*DIRECTION*. Can you transcribe every line exactly and leave the pictures behind?

*AVAILABLE DATA*.
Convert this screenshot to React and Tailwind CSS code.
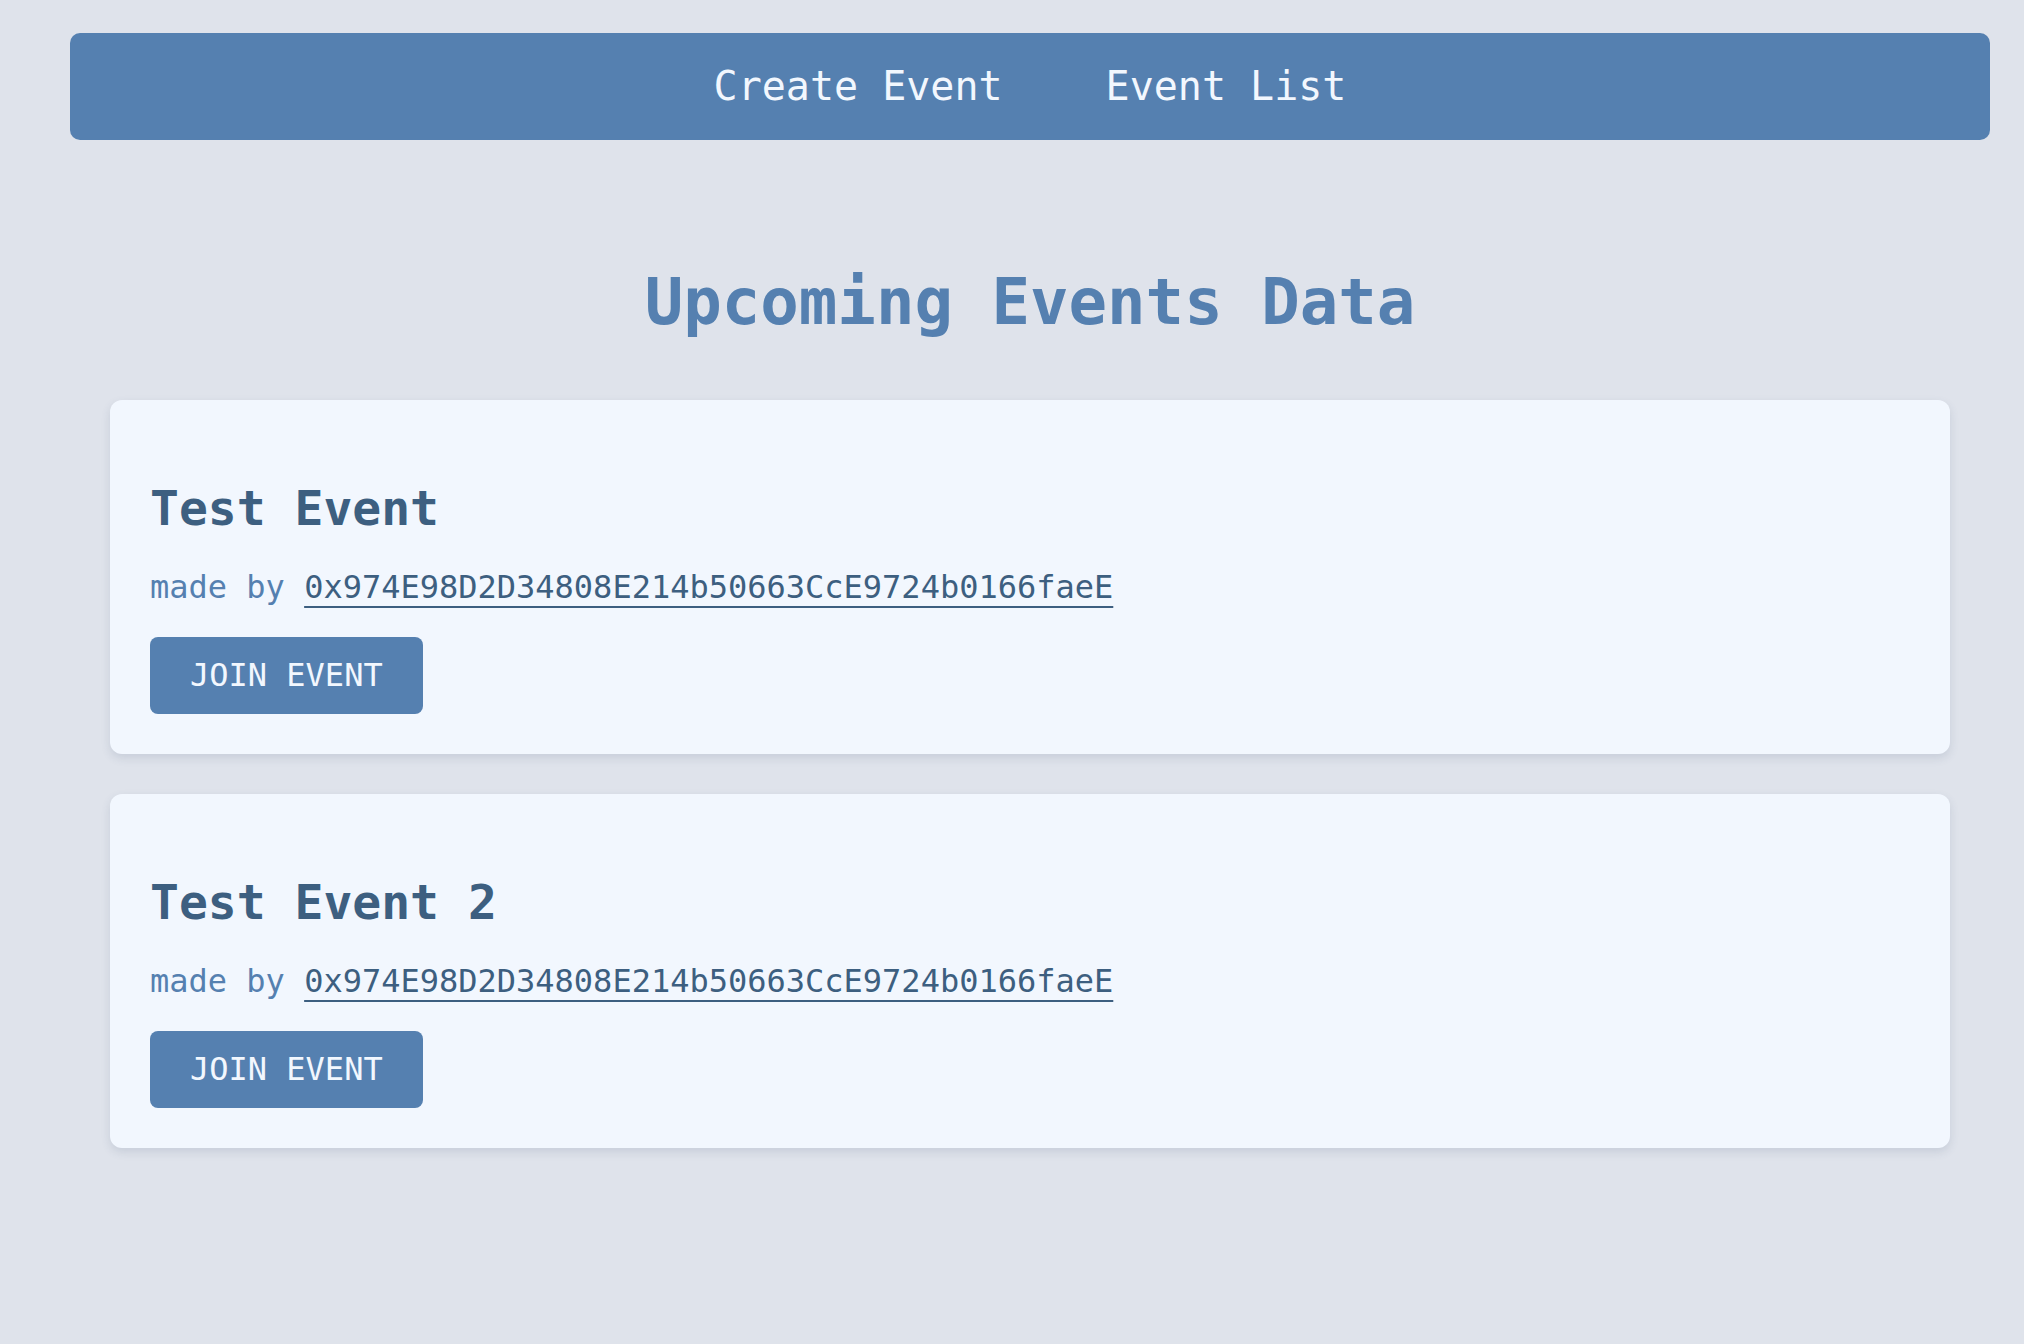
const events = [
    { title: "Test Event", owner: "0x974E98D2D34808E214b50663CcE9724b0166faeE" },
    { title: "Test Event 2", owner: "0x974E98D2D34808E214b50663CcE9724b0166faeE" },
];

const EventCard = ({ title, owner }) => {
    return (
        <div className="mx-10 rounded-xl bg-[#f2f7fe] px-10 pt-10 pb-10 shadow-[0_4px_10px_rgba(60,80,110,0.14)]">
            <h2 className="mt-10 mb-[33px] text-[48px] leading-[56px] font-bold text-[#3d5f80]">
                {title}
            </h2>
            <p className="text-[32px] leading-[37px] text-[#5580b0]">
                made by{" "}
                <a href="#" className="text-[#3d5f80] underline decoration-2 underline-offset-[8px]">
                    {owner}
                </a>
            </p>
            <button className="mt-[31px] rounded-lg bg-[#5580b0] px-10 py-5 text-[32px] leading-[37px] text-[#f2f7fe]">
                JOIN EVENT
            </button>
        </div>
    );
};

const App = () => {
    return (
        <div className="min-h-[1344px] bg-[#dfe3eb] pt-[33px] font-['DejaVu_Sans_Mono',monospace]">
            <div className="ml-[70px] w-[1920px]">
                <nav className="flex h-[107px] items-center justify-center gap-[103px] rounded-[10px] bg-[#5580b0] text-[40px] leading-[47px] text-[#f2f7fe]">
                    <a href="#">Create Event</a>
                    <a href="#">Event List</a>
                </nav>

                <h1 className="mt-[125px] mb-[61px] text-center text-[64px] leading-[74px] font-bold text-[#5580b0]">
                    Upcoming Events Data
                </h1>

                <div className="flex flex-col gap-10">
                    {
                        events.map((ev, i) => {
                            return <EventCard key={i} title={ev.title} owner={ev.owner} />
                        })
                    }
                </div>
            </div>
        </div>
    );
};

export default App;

*RESPONSE*.
Convert this screenshot to React and Tailwind CSS code.
const events = [
    { title: "Test Event", owner: "0x974E98D2D34808E214b50663CcE9724b0166faeE" },
    { title: "Test Event 2", owner: "0x974E98D2D34808E214b50663CcE9724b0166faeE" },
];

const EventCard = ({ title, owner }) => {
    return (
        <div className="mx-10 rounded-xl bg-[#f2f7fe] px-10 pt-10 pb-10 shadow-[0_4px_10px_rgba(60,80,110,0.14)]">
            <h2 className="mt-10 mb-[33px] text-[48px] leading-[56px] font-bold text-[#3d5f80]">
                {title}
            </h2>
            <p className="text-[32px] leading-[37px] text-[#5580b0]">
                made by{" "}
                <a href="#" className="text-[#3d5f80] underline decoration-2 underline-offset-[8px]">
                    {owner}
                </a>
            </p>
            <button className="mt-[31px] rounded-lg bg-[#5580b0] px-10 py-5 text-[32px] leading-[37px] text-[#f2f7fe]">
                JOIN EVENT
            </button>
        </div>
    );
};

const App = () => {
    return (
        <div className="min-h-[1344px] bg-[#dfe3eb] pt-[33px] font-['DejaVu_Sans_Mono',monospace]">
            <div className="ml-[70px] w-[1920px]">
                <nav className="flex h-[107px] items-center justify-center gap-[103px] rounded-[10px] bg-[#5580b0] text-[40px] leading-[47px] text-[#f2f7fe]">
                    <a href="#">Create Event</a>
                    <a href="#">Event List</a>
                </nav>

                <h1 className="mt-[125px] mb-[61px] text-center text-[64px] leading-[74px] font-bold text-[#5580b0]">
                    Upcoming Events Data
                </h1>

                <div className="flex flex-col gap-10">
                    {
                        events.map((ev, i) => {
                            return <EventCard key={i} title={ev.title} owner={ev.owner} />
                        })
                    }
                </div>
            </div>
        </div>
    );
};

export default App;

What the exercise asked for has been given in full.